HEMT Amplifiers and Equipment for Their On-Wafer Testing
NASA’s Jet Propulsion Laboratory
Power levels in CPW circuits can be measured without packaging.
Power amplifiers comprising InP-based high-electron-mobility transistors (HEMTs) in coplanar-waveguide (CPW) circuits designed for operation at frequencies of hundreds of gigahertz, and a test set for on-wafer measurement of their power levels have been developed. These amplifiers utilize an advanced 35-nm HEMT monolithic microwave integrated-circuit (MMIC) technology and have potential utility as local- oscillator drivers and power sources in future submillimeter-wavelength heterodyne receivers and imaging systems. The test set can reduce development time by enabling rapid output power characterization, not only of these and similar amplifiers, but also of other coplanar-waveguide power circuits, without the necessity of packaging the circuits.
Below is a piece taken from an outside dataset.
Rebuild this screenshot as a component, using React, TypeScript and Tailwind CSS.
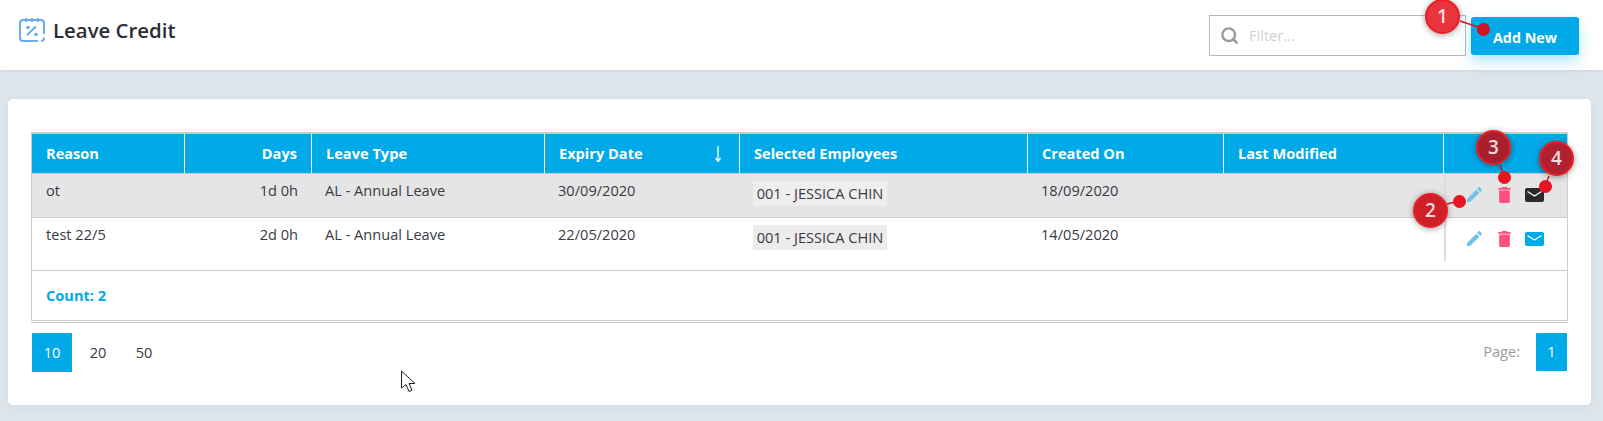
import { Search } from 'lucide-react';

const columns = 'grid grid-cols-[153px_127px_233px_195px_288px_196px_220px_1fr]';

const rows = [
  { reason: 'ot', days: '1d 0h', type: 'AL - Annual Leave', expiry: '30/09/2020', created: '18/09/2020', active: true },
  { reason: 'test 22/5', days: '2d 0h', type: 'AL - Annual Leave', expiry: '22/05/2020', created: '14/05/2020', active: false },
];

function HeaderCell({ label, right, last }: { label?: string; right?: boolean; last?: boolean }) {
  return (
    <div className={`flex h-[39px] items-center px-[14px] font-bold text-white ${right ? 'justify-end' : ''} ${last ? '' : 'border-r border-white'}`}>
      {label}
    </div>
  );
}

function CalendarIcon() {
  return (
    <svg width="26" height="26" viewBox="0 0 26 26" fill="none" stroke="#66aef0" strokeWidth="2">
      <path d="M19 24H4a3 3 0 0 1-3-3V6a3 3 0 0 1 3-3h18a3 3 0 0 1 3 3v11" />
      <path d="M25 20.5v.5a3 3 0 0 1-3 3" />
      <path d="M7 1v4M13 1v4M19 1v4" strokeWidth="1.6" />
      <path d="M8 18 17 9.5" strokeWidth="2" />
      <circle cx="9" cy="10.5" r="1.8" fill="#66aef0" stroke="none" />
      <circle cx="17" cy="17.5" r="1.8" fill="#66aef0" stroke="none" />
    </svg>
  );
}

function EditIcon() {
  return (
    <svg width="15" height="15" viewBox="3 3 18 18" fill="#6cc4ea">
      <path d="M3 17.25V21h3.75L17.81 9.94l-3.75-3.75L3 17.25zM20.71 7.04c.39-.39.39-1.02 0-1.41l-2.34-2.34c-.39-.39-1.02-.39-1.41 0l-1.83 1.83 3.75 3.75 1.83-1.83z" />
    </svg>
  );
}

function TrashIcon() {
  return (
    <svg width="13" height="16" viewBox="5 3 14 18" fill="#ff4f7b">
      <path d="M6 19c0 1.1.9 2 2 2h8c1.1 0 2-.9 2-2V7H6v12zM19 4h-3.5l-1-1h-5l-1 1H5v2h14V4z" />
    </svg>
  );
}

function MailIcon({ color }: { color: string }) {
  return (
    <svg width="19" height="14" viewBox="0 0 19 14" fill="none">
      <rect width="19" height="14" rx="2" fill={color} />
      <path d="M2.5 3.5 9.5 8l7-4.5" stroke="white" strokeWidth="1.3" />
    </svg>
  );
}

function Badge({ n, className }: { n: number; className: string }) {
  return (
    <div className={`absolute flex h-[35px] w-[35px] items-center justify-center rounded-full border-2 border-[#ee1c25] text-[19px] font-semibold text-[#f6dcdc] shadow-[0_1px_6px_rgba(0,0,0,0.4)] ${className}`}>
      {n}
    </div>
  );
}

function Dot({ className }: { className: string }) {
  return <div className={`absolute h-[13px] w-[13px] rounded-full ${className}`} />;
}

export default function App() {
  return (
    <div className="relative h-[421px] w-[1603px] overflow-hidden bg-[#dde4ec] font-['Open_Sans',sans-serif] text-[14.6px] text-[#3a3a44]">
      <header className="flex h-[70px] items-start justify-between bg-white pl-[19px] pr-[24px] shadow-[0_1px_3px_rgba(0,0,0,0.06)]">
        <div className="flex items-center gap-[8px] pt-[15px]">
          <CalendarIcon />
          <h1 className="text-[20.4px] font-semibold text-[#2c2c38]">Leave Credit</h1>
        </div>
        <div className="flex items-start gap-[5px] pt-[15px]">
          <div className="flex h-[41px] w-[257px] items-center gap-[10px] border border-[#b8b8b8] pl-[10px]">
            <Search size={19} strokeWidth={3} className="text-[#9a9a9a]" />
            <span className="pt-[1px] text-[#cfcfcf]">Filter...</span>
          </div>
          <button className="mt-[2px] h-[38px] w-[108px] rounded-[3px] bg-[#00a9e8] pt-[3px] text-[14.3px] font-bold text-white shadow-[0_6px_14px_rgba(0,169,232,0.3)]">
            Add New
          </button>
        </div>
      </header>

      <main className="ml-[8px] mt-[29px] h-[306px] w-[1583px] rounded-[5px] bg-white pl-[23px] pt-[33px] shadow-[0_2px_8px_rgba(0,0,0,0.04)]">
        <div className="w-[1537px] border-x border-t-2 border-[#cccccc]">
          <div className={`${columns} bg-[#00a9e8]`}>
            <HeaderCell label="Reason" />
            <HeaderCell label="Days" right />
            <HeaderCell label="Leave Type" />
            <div className="flex h-[39px] items-center justify-between border-r border-white pl-[14px] pr-[16px] font-bold text-white">
              Expiry Date
              <svg width="10" height="18" viewBox="0 0 10 18" fill="none" stroke="white" strokeWidth="1.3">
                <path d="M5 1v15M2.5 13 5 16.5 7.5 13" />
              </svg>
            </div>
            <HeaderCell label="Selected Employees" />
            <HeaderCell label="Created On" />
            <HeaderCell label="Last Modified" />
            <HeaderCell last />
          </div>

          {rows.map((row) => (
            <div
              key={row.reason}
              className={`${columns} border-t border-[#cccccc] ${row.active ? 'h-[44px] bg-[#e5e5e5]' : 'h-[54px] border-b bg-white'}`}
            >
              <div className="px-[14px] pt-[6px]">{row.reason}</div>
              <div className="px-[14px] pt-[6px] text-right">{row.days}</div>
              <div className="px-[13px] pt-[6px]">{row.type}</div>
              <div className="px-[13px] pt-[6px]">{row.expiry}</div>
              <div className="px-[13px] pt-[7px]">
                <span className={`inline-block h-[25px] w-[134px] text-center leading-[25px] ${row.active ? 'bg-[#eeeeee]' : 'bg-[#ececec]'}`}>
                  001 - JESSICA CHIN
                </span>
              </div>
              <div className="px-[13px] pt-[6px]">{row.created}</div>
              <div />
              <div className={`flex items-start border-l-2 border-[#dddddd] pl-[21px] pt-[13px] ${row.active ? '' : 'mb-[9px]'}`}>
                <EditIcon />
                <div className="ml-[16px]">
                  <TrashIcon />
                </div>
                <div className="ml-[14px] mt-[1px]">
                  <MailIcon color={row.active ? '#2a2a2a' : '#00a9e8'} />
                </div>
              </div>
            </div>
          ))}

          <div className="flex h-[50px] items-center border-b border-[#cccccc] px-[14px] font-bold text-[#00a9e8]">
            Count: 2
          </div>
        </div>

        <div className="mt-[1px] w-[1537px] border-t border-[#cccccc] pl-[1px] pr-[1px] pt-[10px]">
          <div className="flex items-start justify-between">
            <div className="flex items-center">
              <div className="flex h-[39px] w-[40px] items-center justify-center rounded-[1px] bg-[#00a9e8] text-white">10</div>
              <div className="ml-[3px] flex h-[39px] w-[46px] items-center justify-center">20</div>
              <div className="flex h-[39px] w-[46px] items-center justify-center">50</div>
            </div>
            <div className="flex items-center gap-[16px]">
              <span className="text-[#9a9a9a]">Page:</span>
              <div className="flex h-[38px] w-[31px] items-center justify-center rounded-[1px] bg-[#00a9e8] text-white">1</div>
            </div>
          </div>
        </div>
      </main>

      {/* callouts */}
      <svg className="absolute left-0 top-0" width="1603" height="421" fill="none" stroke="#e0141f" strokeWidth="1.5">
        <path d="M1460 21 1484 29M1447 204 1459 201M1500 165 1504 177M1549 176 1545 186" />
      </svg>
      <Dot className="left-[1477px] top-[23px] bg-[#d0141f]" />
      <Dot className="left-[1453px] top-[195px] bg-[#e8141f]" />
      <Dot className="left-[1498px] top-[171px] bg-[#e8141f]" />
      <Dot className="left-[1539px] top-[180px] bg-[#e8141f]" />
      <Badge n={1} className="left-[1425px] top-[-1px] bg-[#e8343c]" />
      <Badge n={2} className="left-[1413px] top-[193px] bg-[#cf2028]" />
      <Badge n={3} className="left-[1476px] top-[130px] bg-[#a8202e]" />
      <Badge n={4} className="left-[1539px] top-[141px] bg-[#b02030]" />

      {/* mouse cursor */}
      <svg className="absolute left-[400px] top-[370px]" width="17" height="25" viewBox="0 0 17 25" fill="white" stroke="#222222" strokeWidth="1">
        <path d="M1.5 1v17l4.5-3.5 3 7 3-1.3-3-6.7h6z" />
      </svg>
    </div>
  );
}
Figure 1. This Three-Stage Amplifier contains HEMTs with RF coupling via CPW structures.
One of the amplifiers designed and tested at 330 GHz is shown in Figure 1. It is a three-stage unit containing one HEMT in the first stage, two HEMTs in the second stage, and four HEMTs in the third stage, with 1:2 CPW power splitters between the HEMT stages. The outputs of the third-stage HEMTs are coupled via a 4:1 CPW power combiner. Each HEMT is a two- finger device having an output periphery of 10 μm per finger, so that the total output periphery per HEMT is 20 μm. Hence, the total output periphery of all four third- stage HEMTs is 80 μm. Because the layout is so extremely compact that individual biasing of each stage cannot be accommodated, the gate and drain bias conductors of all seven transistors are tied together.
Figure 2. The Test Set feeds a 330-GHz signal to the DUT and measures the output power of the DUT.Standard sections of CPW can be substituted for the DUT for calibration measurements.
Figure 2 schematically depicts the power test set as configured for characterizing this amplifier or another device at 330 GHz at different input power levels. A Gunn oscillator generates a 110-GHz signal, which is then fed via a W-band amplifier and a variable attenuator to a frequency tripler. The output of the frequency tripler is a 330- GHz power source used as the input signal for the amplifier or other device under test (DUT). A calorimeter measures the power output of the DUT. Input and output coupling of the 330-GHz signals between the test set and the DUT is effected by means of commercially available waveguide probes of WR3 cross section (a standard rectangular cross section for a nominal frequency range of 220 to 325 GHz) with transitions to CPW contacts at one end. For measurement of the DUT-input 330-GHz power, the output of the frequency tripler is coupled directly via a waveguide to the calorimeter. For measurement of power levels used to correct for losses in the probes, a standard section of CPW is substituted for the DUT. In tests performed thus far, the amplifier exhibited an output power of 1.6 dB, with a maximum low power level gain of 7 dB.